If you think your supervisors want to go to an amusement park for a day event—you could be wrong. On the other hand an entry-level employee may not enjoy this type of outing either. Motivation via job title, responsibilities or level of employee can be tricky if not researched. You can’t please everyone with one type of motivational reward or incentive so stop trying. Instead, choose one or a combination of the following:

  • Company Outings – You really need to consider them in order to motivate employees at all levels. Keep in mind not everyone may be happy with the type of adventure you plan, but those who are negative about the outing can be swayed with responsibility. Ask those who seem uninterested to help plan the event or be responsible for some aspect of the event like games or other activities.
  • Let Them Suggest – That suggestion box doesn’t always have to be a bad thing. Make this easier by avoiding the ridiculous. Create a form that offers types of rewards or incentives such as paid day off, company outing suggestion, or a specific benefit improvement. The key here is if you offer free reign to suggest anything, you’ll get overwhelmed fast, so make a list of choices for them to choose from. Compile suggestions to determine what’s best.
  • The Very Best Of – These types of tools are a great way to motivate employees at all levels. For example, the very best entry-level employee of the month or the highest-achieving salesperson or supervisor of the month, etc. Everyone (even if they grimace about it) loves a plaque that states they are indeed the very best of the best. If you choose this type of motivational tool, don’t drop the ball, and keep in mind it’s best to assign an HR staff member to keep the program running.
  • Teams & Departments – If you have a few departments, create a challenge or a goal each department must meet. Be fair about the challenges—in other words—don’t make them impossible to achieve. The winning team or department can have a day off with pay or some other type of incentive to help keep its members happy, productive and motivated.
  • Training – Employees don’t want to hear they aren’t doing something correctly. Think about this—is it because you dropped the training ball? Consider seminars and other types of training, and training outside of the office environment is always welcomed—it gets them away from the office and offers a benefit.

You Want to Give Me What?

Consider Character Traits

When considering how to motivate employees at all levels, you must remember things like generational gaps and personalities as well—you can’t always motivate by using the same program—some of your employees simply won’t appreciate generic forms of rewards. So, one of the following ideas may help:

  • Individual Goal Setting – Take a look at your employees and their personalities. Those who enjoy a good challenge will be up to meeting set goals for a reward whether it is monetary or a paid day off. Don’t force others who may be unable to run with this type of motivational tool. Accept them as they are and let the go-getters fight this one out.
  • Most Improved – Much like the very best of idea mentioned above, a most improved motivational tool that is offered at any level is a welcome reward. Set this up by making a list on ways each job title (person) could improve and let them have at it. Don’t forget to reward!
  • Character Rewards – Who is cheery in your office? Who displays the most all-for-one attitude? Identify and reward these types of workers via character traits.
  • Personality Choices – Although this sounds like stereotyping, a blue collar worker may appreciate something a white collar worker won’t. If you have a team you consider the “blue collar” type, believe me, they’ll want a paid day off over a reward plaque. On the other side of this coin, a “white collar” worker will enjoy a training benefit. If the reward fits the personality and is well received—then it’s a motivating tool.
  • Age Appropriate – Some of your long-term employees nearing retirement age may love a years-of-service reward, where those of a younger generation may want new technology as an incentive. Consider what is age appropriate when rewarding.
  • Diverse Benefit Plans – You will need help from your benefits broker on this one but a company can offer more than one type of benefit plan. For example, if you offer two health care choices with two deductible options or even a single wellness plan, this allows employees to choose what works best for their lifestyles.

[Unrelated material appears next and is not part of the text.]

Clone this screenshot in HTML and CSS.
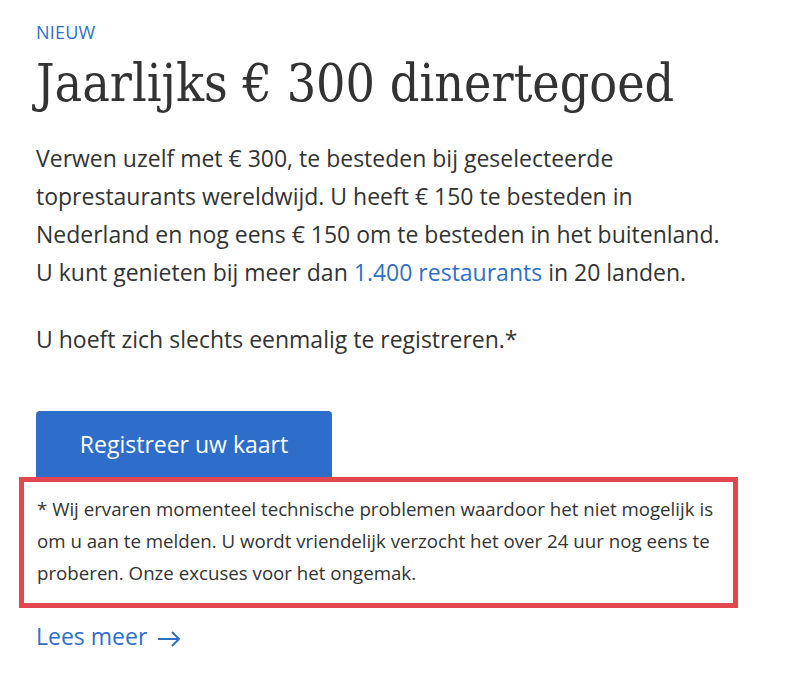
FILE: index.html
```html
<!DOCTYPE html>
<html lang="nl">
<head>
<meta charset="utf-8">
<title>Jaarlijks € 300 dinertegoed</title>
<link rel="stylesheet" href="styles.css">
</head>
<body>
<main class="page">
  <div class="eyebrow">NIEUW</div>
  <h1 class="title">Jaarlijks € 300 dinertegoed</h1>
  <p class="lead">Verwen uzelf met € 300, te besteden bij geselecteerde toprestaurants wereldwijd. U heeft € 150 te besteden in Nederland en nog eens € 150 om te besteden in het buitenland. U kunt genieten bij meer dan <a class="link" href="#">1.400 restaurants</a> in 20 landen.</p>
  <p class="lead once">U hoeft zich slechts eenmalig te registreren.*</p>
  <a class="btn" href="#">Registreer uw kaart</a>
  <div class="notice">* Wij ervaren momenteel technische problemen waardoor het niet mogelijk is om u aan te melden. U wordt vriendelijk verzocht het over 24 uur nog eens te proberen. Onze excuses voor het ongemak.</div>
  <a class="more" href="#">Lees meer <svg class="arrow" width="24" height="16" viewBox="0 0 24 16" aria-hidden="true"><path d="M1 8H22M15 1L22 8L15 15" fill="none" stroke="currentColor" stroke-width="2"/></svg></a>
</main>
</body>
</html>
```

FILE: styles.css
```css
html, body {
  margin: 0;
  padding: 0;
  background: #fff;
}
body {
  font-family: "Open Sans", "Liberation Sans", sans-serif;
  color: #333;
}
.page {
  display: flex;
  flex-direction: column;
  align-items: flex-start;
  padding: 21px 0 0 36px;
  width: 720px;
}
.eyebrow {
  font-size: 18px;
  line-height: 22px;
  color: #2f6fc8;
  letter-spacing: 0.2px;
}
.title {
  margin: 8px 0 0;
  font-family: "DejaVu Serif Condensed", "Liberation Serif", serif;
  font-stretch: condensed;
  font-weight: normal;
  font-size: 51.5px;
  line-height: 64px;
  color: #333;
  white-space: nowrap;
}
.lead {
  margin: 24px 0 0;
  font-size: 23px;
  line-height: 38px;
  width: 690px;
}
.once {
  margin-top: 29px;
}
.link {
  color: #2f6fc8;
  text-decoration: none;
}
.btn {
  margin-top: 53px;
  display: flex;
  align-items: center;
  justify-content: center;
  width: 296px;
  height: 66px;
  background: #2f6dcb;
  color: #fff;
  text-decoration: none;
  font-size: 23px;
  border-radius: 4px 4px 0 0;
}
.notice {
  margin-left: -17px;
  width: 719px;
  box-sizing: border-box;
  border: 5px solid #e2464f;
  padding: 11px 13px 14px;
  font-size: 18.7px;
  line-height: 32px;
  color: #333;
}
.more {
  margin-top: 12px;
  display: flex;
  align-items: center;
  gap: 10px;
  font-size: 23px;
  line-height: 32px;
  color: #2f6fc8;
  text-decoration: none;
}
.arrow {
  display: block;
  margin-top: 6px;
}
```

Image Credit: Freedigitalphotos/ jscreationzs

Keep Them Motivated

It is possible to motivate employees at all levels no matter the job title, character or generation. In my experience as a business owner, the biggest problem business owners and HR managers face is starting a motivational program and then letting It fall to the wayside. Nothing shows them you don’t care more than promising something and not following through.

Along with the motivational ideas mentioned here, Bright Hub offers great incentive ideas as well as rewards that will keep everyone happy. So, start today—don’t put it off—your employees will appreciate where they work more if they stay happy and motivated!